На модерации Отложенный

 

 

МЕЩЁРСКОЕ РЕМЕСЛО

Поезжайте в Касимов, эту столицу Мещерского края, на воскресный базар. Много чего любопытного, особенно для городских жителей, а то и диковинного сможете там увидеть. Бондарь выкатит на площадь бочки: большие, двадцативедерные, для огурцов, пятилитровые под мед, кадки для разных солений... У старинных, еще в прошлом веке построенных торговых рядов обязательно устроятся ложечники со своим расписным товаром. Рядом увидишь слесаря-универсала с набором нужных любому хозяйственному человеку инструментов. Если повезет, купите и самопрялку, и гармонь с бубенцами, и кружевного плетения крепкую ивовую корзину.

Всегда была щедра Мещера на ремесло. Слабосильная земля давным-давно заставила крестьянина раскинуть умом и выбрать для подкрепления хозяйства сподручный промысел, который позже пустил крепкие корни и стал переходить по завещанию от отца к сыну.
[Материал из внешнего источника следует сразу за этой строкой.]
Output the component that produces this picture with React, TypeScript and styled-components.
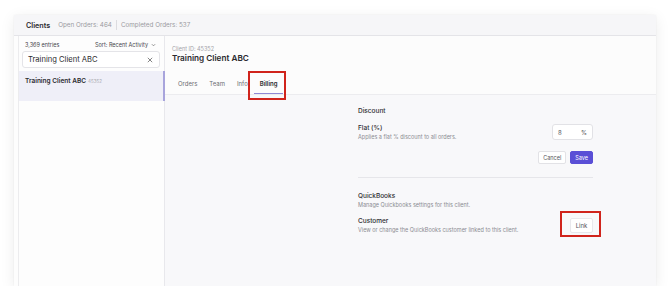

В «Атласе Рязанского наместничества», составленном в 1794 году, читаем: «Жители в сей части (Мещеры. – В. П.) почти все живут не хлебопашеством, а промышляют большею частию лесом и рыбною ловлею и делают всякие деревянные как к земледелию, так и к прочим крестьянским надобностям служащих инструменты, также ткут циновки и рогожи, дерут луб, тешут, строгают доски и кокоры, что все вывозят на продажу в Рязань, Спасск, Касимов, в Егорьевск и Коломну».

Ремеслом занимались большей частью не в одиночку – артельно. Целая деревня, бывало, жгла уголь или плела корзины. Конечно, были такие промыслы, которые требовали коллективных усилий, но не последнюю роль сыграло здесь известное деревенское стремление не отстать от других, вовремя подхватить почин соседа, чтобы не быть белой вороной. Тем более что за учителями не надо было ехать за тридевять земель и секретов от своих, деревенских, не держали.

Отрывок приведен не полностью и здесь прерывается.